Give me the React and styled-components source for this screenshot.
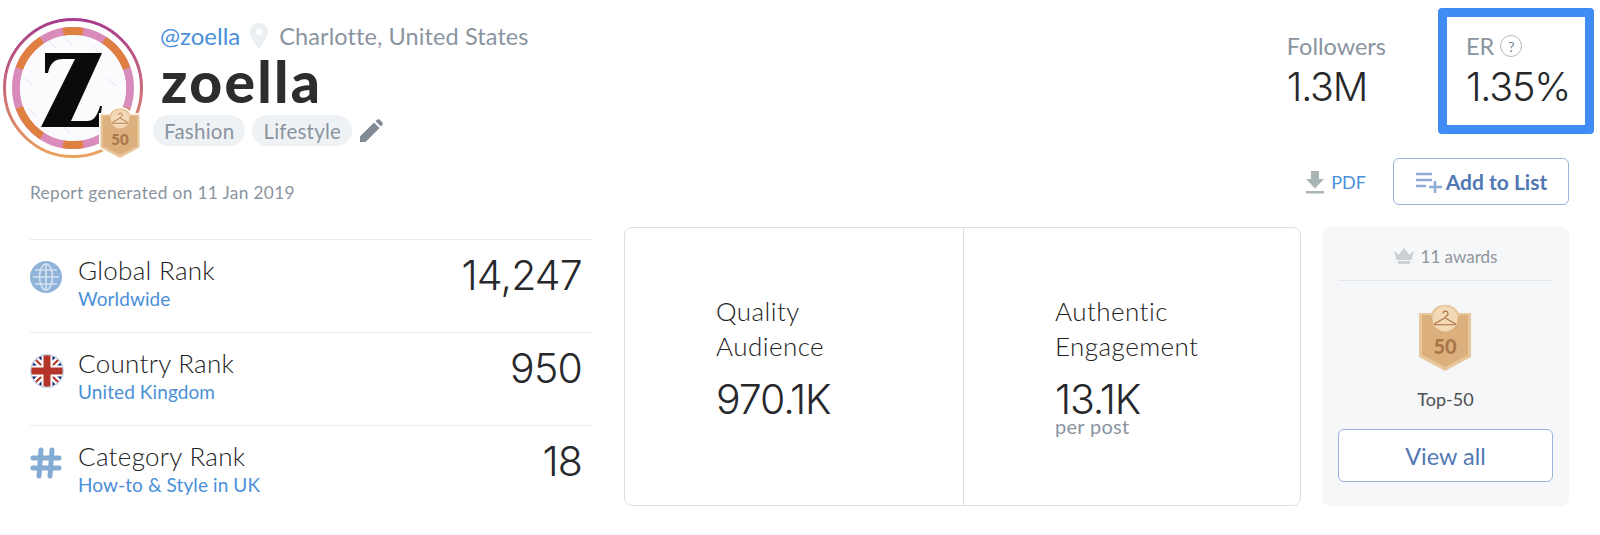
import React from "react";
import styled, { createGlobalStyle } from "styled-components";

const Global = createGlobalStyle`
  html, body { margin: 0; padding: 0; background: #fff; }
  body { font-family: Lato, "Open Sans", "Liberation Sans", sans-serif; color: #26282b; }
`;

const NUM = `Inter, Lato, "Liberation Sans", sans-serif`;

const Page = styled.div`
  width: 1600px;
  height: 535px;
  overflow: hidden;
  display: flex;
  flex-direction: column;
`;
const Header = styled.header`
  display: flex;
  justify-content: space-between;
  height: 227px;
`;
const Identity = styled.div`
  display: flex;
  flex-direction: column;
`;
const IdentityTop = styled.div`
  display: flex;
  padding: 18px 0 0 3px;
`;
const Avatar = styled.div`
  position: relative;
  width: 140px;
  height: 140px;
`;
const AvatarBadge = styled.div`
  position: absolute;
  left: 96px;
  top: 89px;
`;
const Who = styled.div`
  display: flex;
  flex-direction: column;
  margin-left: 10px;
`;
const HandleRow = styled.div`
  display: flex;
  align-items: center;
  height: 36px;
  margin-bottom: -3px;
  padding-left: 7px;
`;
const Handle = styled.span`
  color: #4a90d9;
  font-size: 24px;
  line-height: 28px;
`;
const PinSlot = styled.span`
  display: inline-flex;
  margin-left: 10px;
`;
const Location = styled.span`
  color: #8a949f;
  margin-left: 11px;
  font-size: 23.5px;
  line-height: 28px;
  letter-spacing: 0.1px;
`;
const Name = styled.h1`
  margin: 0 0 0 8px;
  font-size: 57px;
  line-height: 60px;
  font-weight: 900;
  letter-spacing: 2.3px;
  color: #2d2d2d;
`;
const Tags = styled.div`
  display: flex;
  align-items: center;
  gap: 7px;
  margin-top: 4px;
`;
const Tag = styled.span`
  display: inline-flex;
  align-items: center;
  height: 31px;
  padding: 0 11px;
  border-radius: 16px;
  background: #eff2f5;
  color: #8a949f;
  font-size: 20.5px;
  letter-spacing: 0.25px;
`;
const Generated = styled.div`
  margin: 25px 0 0 30px;
  font-size: 17.3px;
  line-height: 20px;
  color: #8a949f;
  letter-spacing: 0.35px;
`;
const RightHead = styled.div`
  display: flex;
  flex-direction: column;
  align-items: flex-end;
  padding: 8px 6px 0 0;
`;
const Stats = styled.div`
  display: flex;
  align-items: flex-start;
`;
const Stat = styled.div`
  padding: 23px 0 0 0;
  margin-right: 52px;
`;
const HighlightStat = styled.div`
  box-sizing: border-box;
  width: 156px;
  height: 126px;
  border: 9px solid #3f8cf5;
  border-radius: 4px;
  padding: 14px 0 0 19px;
`;
const StatLabel = styled.div`
  display: flex;
  align-items: center;
  gap: 6px;
  height: 30px;
  font-size: 23.5px;
  color: #8a949f;
`;
const StatValue = styled.div`
  font-family: ${NUM};
  font-size: 39.5px;
  line-height: 52px;
  font-weight: 300;
  letter-spacing: -1.2px;
  color: #26282b;
`;
const Help = styled.span`
  box-sizing: border-box;
  width: 22px;
  height: 22px;
  border: 1px solid #b5b9bd;
  border-radius: 50%;
  display: inline-flex;
  align-items: center;
  justify-content: center;
  font-size: 14px;
  color: #777f87;
`;
const Actions = styled.div`
  display: flex;
  align-items: center;
  margin: 24px 25px 0 0;
`;
const PdfLink = styled.span`
  display: inline-flex;
  align-items: center;
  gap: 6px;
  margin-right: 27px;
  color: #4a90d9;
  font-size: 18px;
`;
const ListButton = styled.span`
  box-sizing: border-box;
  display: inline-flex;
  align-items: center;
  justify-content: center;
  gap: 3px;
  width: 176px;
  height: 47px;
  border: 1px solid #98b4de;
  border-radius: 6px;
  color: #5178b4;
  font-size: 21px;
  font-weight: 700;
`;
const Body = styled.main`
  display: flex;
  align-items: flex-start;
  padding-left: 30px;
`;
const Ranks = styled.div`
  width: 562px;
  margin-top: 12px;
  margin-right: 32px;
`;
const RankRow = styled.div`
  box-sizing: border-box;
  height: 93px;
  border-top: 1px solid #e6ecf2;
  display: flex;
  padding: 15px 10px 0 0;
`;
const RankIcon = styled.div`
  width: 48px;
  padding-top: 6px;
  flex: none;
`;
const RankText = styled.div`
  flex: 1;
`;
const RankName = styled.div`
  font-size: 26px;
  line-height: 30px;
  font-weight: 300;
  letter-spacing: 0.3px;
  color: #222;
`;
const RankSub = styled.div`
  font-size: 19px;
  line-height: 28px;
  color: #4a90d9;
  letter-spacing: 0.1px;
`;
const RankValue = styled.div`
  font-family: ${NUM};
  font-size: 41px;
  line-height: 40px;
  font-weight: 300;
  letter-spacing: -0.8px;
  color: #26282b;
`;
const QualityCard = styled.div`
  box-sizing: border-box;
  display: grid;
  grid-template-columns: 338px 1fr;
  width: 677px;
  height: 279px;
  margin-right: 21px;
  border: 1px solid #dcdfe2;
  border-radius: 8px;
`;
const QualityCell = styled.div`
  padding: 66px 0 0 ${(p) => p.$inset}px;
  & + & { border-left: 1px solid #dcdfe2; }
`;
const QualityLabel = styled.div`
  font-size: 26px;
  line-height: 34.5px;
  font-weight: 300;
  letter-spacing: 0.45px;
  color: #222;
`;
const QualityValue = styled.div`
  font-family: ${NUM};
  font-size: 41px;
  line-height: 40px;
  font-weight: 300;
  letter-spacing: -1.1px;
  margin-top: 16px;
`;
const QualityNote = styled.div`
  font-size: 20px;
  line-height: 15px;
  color: #8a949f;
  letter-spacing: 0.3px;
`;
const Awards = styled.aside`
  box-sizing: border-box;
  width: 247px;
  height: 279px;
  background: #f6f7f9;
  border-radius: 8px;
  padding: 0 16px;
  display: flex;
  flex-direction: column;
  align-items: stretch;
`;
const AwardsHead = styled.div`
  box-sizing: border-box;
  height: 54px;
  padding-top: 5px;
  display: flex;
  align-items: center;
  justify-content: center;
  gap: 7px;
  font-size: 17px;
  color: #8f969d;
  border-bottom: 1px solid #e3e6ea;
`;
const AwardBadge = styled.div`
  display: flex;
  justify-content: center;
  margin-top: 22px;
  margin-right: 2px;
`;
const AwardName = styled.div`
  text-align: center;
  margin-top: 14px;
  font-size: 18px;
  line-height: 24px;
  color: #4d4f52;
`;
const ViewAll = styled.div`
  box-sizing: border-box;
  height: 53px;
  margin-top: 18px;
  background: #fff;
  border: 1px solid #98b4de;
  border-radius: 6px;
  display: flex;
  align-items: center;
  justify-content: center;
  font-size: 23.5px;
  color: #5178b4;
`;

const TopBadge = ({ width, outlined }) => (
  <svg width={width} viewBox="-2 -2 56 70" style={{ display: "block", overflow: "visible" }}>
    {outlined && <path d="M0 8h12a16 16 0 0 1 28 0h12v44L26 66 0 52z" fill="#fff" stroke="#fff" strokeWidth="4" />}
    <path d="M0 8h12a16 16 0 0 1 28 0h12v44L26 66 0 52z" fill="#e8c79c" />
    <path d="M3 10h9a15 15 0 0 0 28 0h9v40L26 62 3 50z" fill="#dbb07c" />
    <circle cx="26" cy="14" r="12.500" fill="#f3d9b6" />
    <path d="M24 8.500a2.500 2.500 0 1 1 3.500 2.400c-.9.400-1.500.900-1.500 1.900M26 12.800l-10 5.600c-.8.600-.4 1.300.4 1.300h19.200c.8 0 1.200-.7.400-1.300z" fill="none" stroke="#a9703f" strokeWidth="1.100" />
    <text x="26" y="49" textAnchor="middle" fontFamily="Lato, sans-serif" fontWeight="900" fontSize="20" fill="#a9764a">50</text>
  </svg>
);

const polar = (deg, r) => {
  const a = ((deg - 90) * Math.PI) / 180;
  return `${(70 + r * Math.cos(a)).toFixed(2)} ${(70 + r * Math.sin(a)).toFixed(2)}`;
};
const arc = (from, to) => `M${polar(from, 57)}A57 57 0 0 1 ${polar(to, 57)}`;
const orangeArcs = [[-10, 10], [33, 70], [110, 147], [170, 190], [213, 250], [290, 327]];

const AvatarArt = () => (
  <svg width="140" height="140" viewBox="0 0 140 140">
    <defs>
      <linearGradient id="ring" x1="0.5" y1="0" x2="0.5" y2="1">
        <stop offset="0" stopColor="#a63c8c" />
        <stop offset="0.500" stopColor="#c9697a" />
        <stop offset="1" stopColor="#e9a25e" />
      </linearGradient>
      <clipPath id="inner"><circle cx="70" cy="70" r="53" /></clipPath>
    </defs>
    <circle cx="70" cy="70" r="68.500" fill="none" stroke="url(#ring)" strokeWidth="3" />
    <circle cx="70" cy="70" r="57" fill="none" stroke="#d98cbc" strokeWidth="8" />
    {orangeArcs.map(([a, b]) => (
      <path key={a} d={arc(a, b)} fill="none" stroke="#e07f42" strokeWidth="8" />
    ))}
    <circle cx="70" cy="70" r="53" fill="#fbfbfd" />
    <g clipPath="url(#inner)" stroke="#e2e5ee" strokeWidth="1">
      <path d="M22 60l8 8M45 22l8 8M60 108l8 8M90 28l8 8M105 60l8 8M25 90l8 8M88 106l8 8M62 20l8 8" />
    </g>
    <path d="M42 35H99L68 103H84C90 103 94 99 97 88H99L96 109H38L72 41H60C52 41 47 45 45 55H42z" fill="#0b0b0b" />
  </svg>
);

const Globe = () => (
  <svg width="32" height="32" viewBox="0 0 32 32">
    <circle cx="16" cy="16" r="16" fill="#8fb3d9" />
    <g fill="none" stroke="#d3e1f0" strokeWidth="1.600">
      <ellipse cx="16" cy="16" rx="6.500" ry="13" />
      <path d="M16 3v26M3 16h26M5 9h22M5 23h22" />
    </g>
  </svg>
);

const Flag = () => (
  <svg width="34" height="34" viewBox="0 0 34 34">
    <defs><clipPath id="flag"><circle cx="17" cy="17" r="16" /></clipPath></defs>
    <g clipPath="url(#flag)">
      <rect width="34" height="34" fill="#0d1a66" />
      <path d="M0 0L34 34M34 0L0 34" stroke="#fff" strokeWidth="7" />
      <path d="M0 0L34 34M34 0L0 34" stroke="#b5342a" strokeWidth="2" />
      <path d="M17 0V34M0 17H34" stroke="#fff" strokeWidth="11" />
      <path d="M17 0V34M0 17H34" stroke="#b5342a" strokeWidth="7" />
    </g>
    <circle cx="17" cy="17" r="16.300" fill="none" stroke="#c3d4e6" strokeWidth="1.200" />
  </svg>
);

const Hash = () => (
  <svg width="32" height="32" viewBox="0 0 32 32">
    <path d="M11 3L9 29M22 3L20 29M3 11H29M3 21H29" stroke="#84abd3" strokeWidth="5" strokeLinecap="round" fill="none" />
  </svg>
);

const Pin = () => (
  <svg width="18" height="26" viewBox="0 0 18 26">
    <path fillRule="evenodd" d="M9 0a9 9 0 0 1 9 9c0 6-9 17-9 17S0 15 0 9a9 9 0 0 1 9-9zm0 6a3 3 0 1 0 0 6 3 3 0 0 0 0-6z" fill="#eceff2" />
  </svg>
);

const Pencil = () => (
  <svg width="24" height="24" viewBox="0 0 24 24">
    <path d="M1 23v-5.500L15 3.500 20.500 9 6.500 23zM16.500 2l2-1.500c.6-.5 1.400-.5 2 0l3 3c.5.6.5 1.400 0 2L22 7.500z" fill="#7f8a95" />
  </svg>
);

const Download = () => (
  <svg width="20" height="24" viewBox="0 0 20 24">
    <path d="M6 1h8v8h5l-9 9.500L1 9h5zM1 21h18v2.500H1z" fill="#a9b4b4" />
  </svg>
);

const ListPlus = () => (
  <svg width="28" height="22" viewBox="0 0 28 22">
    <path d="M1 3h16M1 9h16M1 15h10M20 10v12M14 16h13" stroke="#8fabd8" strokeWidth="2.500" fill="none" />
  </svg>
);

const Crown = () => (
  <svg width="20" height="16" viewBox="0 0 20 16">
    <path d="M0 3l5 3.500L10 0l5 6.500L20 3l-2.500 9h-15zM4 13h12v3H4z" fill="#ccd0d5" />
  </svg>
);

const ranks = [
  { name: "Global Rank", sub: "Worldwide", value: "14,247", icon: <Globe /> },
  { name: "Country Rank", sub: "United Kingdom", value: "950", icon: <Flag /> },
  { name: "Category Rank", sub: "How-to & Style in UK", value: "18", icon: <Hash /> },
];

export default function App() {
  return (
    <Page>
      <Global />
      <Header>
        <Identity>
          <IdentityTop>
            <Avatar>
              <AvatarArt />
              <AvatarBadge><TopBadge width={42} outlined /></AvatarBadge>
            </Avatar>
            <Who>
              <HandleRow>
                <Handle>@zoella</Handle>
                <PinSlot><Pin /></PinSlot>
                <Location>Charlotte, United States</Location>
              </HandleRow>
              <Name>zoella</Name>
              <Tags>
                <Tag>Fashion</Tag>
                <Tag>Lifestyle</Tag>
                <Pencil />
              </Tags>
            </Who>
          </IdentityTop>
          <Generated>Report generated on 11 Jan 2019</Generated>
        </Identity>
        <RightHead>
          <Stats>
            <Stat>
              <StatLabel>Followers</StatLabel>
              <StatValue>1.3M</StatValue>
            </Stat>
            <HighlightStat>
              <StatLabel>ER <Help>?</Help></StatLabel>
              <StatValue>1.35%</StatValue>
            </HighlightStat>
          </Stats>
          <Actions>
            <PdfLink><Download /> PDF</PdfLink>
            <ListButton><ListPlus /> Add to List</ListButton>
          </Actions>
        </RightHead>
      </Header>
      <Body>
        <Ranks>
          {ranks.map((r) => (
            <RankRow key={r.name}>
              <RankIcon>{r.icon}</RankIcon>
              <RankText>
                <RankName>{r.name}</RankName>
                <RankSub>{r.sub}</RankSub>
              </RankText>
              <RankValue>{r.value}</RankValue>
            </RankRow>
          ))}
        </Ranks>
        <QualityCard>
          <QualityCell $inset={91}>
            <QualityLabel>Quality<br />Audience</QualityLabel>
            <QualityValue>970.1K</QualityValue>
          </QualityCell>
          <QualityCell $inset={91}>
            <QualityLabel>Authentic<br />Engagement</QualityLabel>
            <QualityValue>13.1K</QualityValue>
            <QualityNote>per post</QualityNote>
          </QualityCell>
        </QualityCard>
        <Awards>
          <AwardsHead><Crown /> 11 awards</AwardsHead>
          <AwardBadge><TopBadge width={56} /></AwardBadge>
          <AwardName>Top-50</AwardName>
          <ViewAll>View all</ViewAll>
        </Awards>
      </Body>
    </Page>
  );
}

* Exercise description *
List the lines that contain the word "React".

* Solution for this exercise *
Give me the React and styled-components source for this screenshot.
import React from "react";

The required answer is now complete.